Today is my last day of maternity leave. I return to work full time on Monday. Of course, I’ve been doing work this whole time (errr), but the idea of the return to my normal life is daunting. Depressing. All I want to be is a stay at home mom — but let’s get real, I really like maternity-leave mom. The one who still has some money coming in thanks to Aflac coverage. The mom who can shop in the morning, watch a little HBO around lunch, and then do one or two chores. The lady who, although she stopped taking naps a few weeks ago, is taking full advantage of the sleeping babe in her arms.
I’m luckier than most. I don’t have the additional expense of sending C4 to daycare – emotional or financial.
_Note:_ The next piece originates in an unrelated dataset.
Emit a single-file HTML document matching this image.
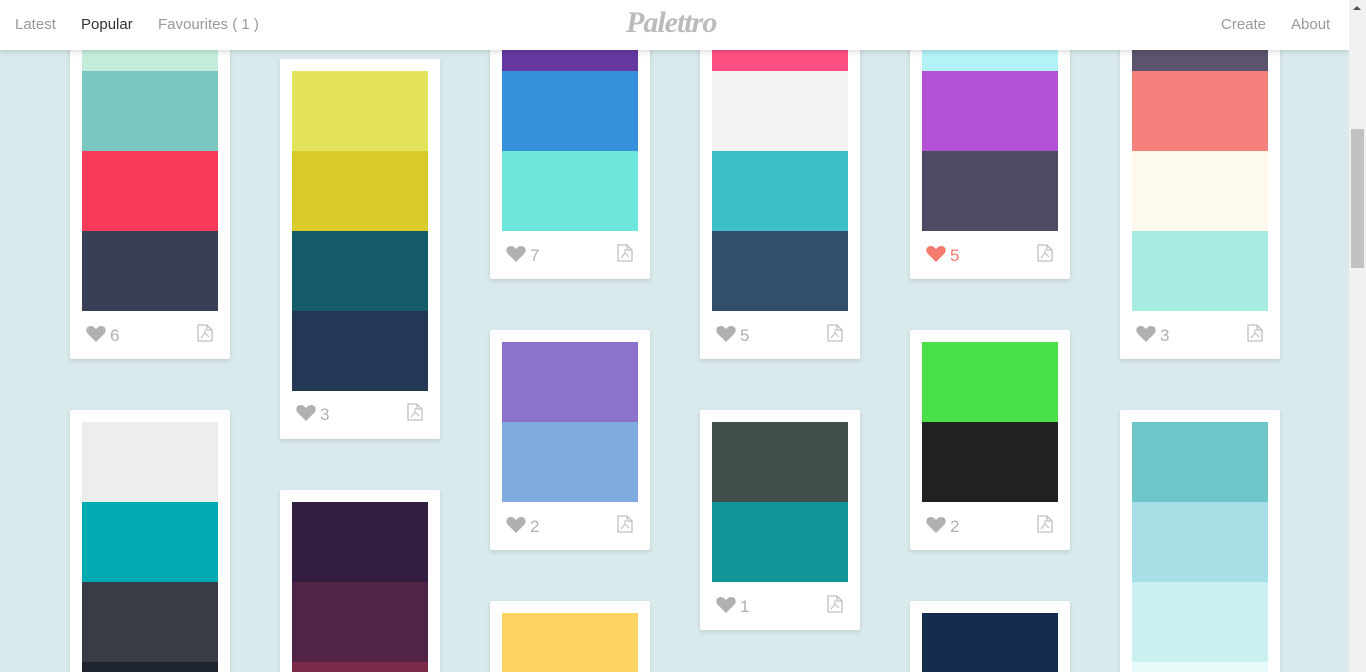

C3 will still be going to daycare, but C4 will stick with me – my daily sidekick. Last time, it was an every other day type of deal, and I wonder how I will adjust to having the full-time care of a baby plus my work expectations. Right now, it should be easy – she really only eats and sleeps. In a few months, it will get tougher.
But right now? Right now I’m enjoying my last day. We napped in bed this morning. We went out for lunch. She’s sleeping in my arms at this very moment. I’ve stared at her. I’ve prayed over her. I’ve kissed her so much her head smells vaguely of my own breath. These eight weeks have melted away, and I am left with this new human who is beginning to be more alert, more awake, more ready to know her world.
It’s time to move from the couch back to my office. It’s time to move forward. Even if I stayed right where I am for another week or two, this child in my arms is racing and advancing and growing faster than I can adjust. No matter how I’d like this phase to linger, it’s changing with or without my permission. If this sounds maudlin, it’s not. Being able to see the progression from newborn to infant to toddler with C3 helps me here. I am in awe of my children. K teases me when I try to explain this to him, asking me if I’ll be ready when they leave for college. I won’t be and I will be – it’s the dichotomy of motherhood, I think.
Just like with C3, it is hard to imagine my life without her. While I have lots of lots of memories of parenthood with only one child, it seems as though C4 was always there, just waiting to make her appearance. I’ve always been her mother; she’s always been my daughter.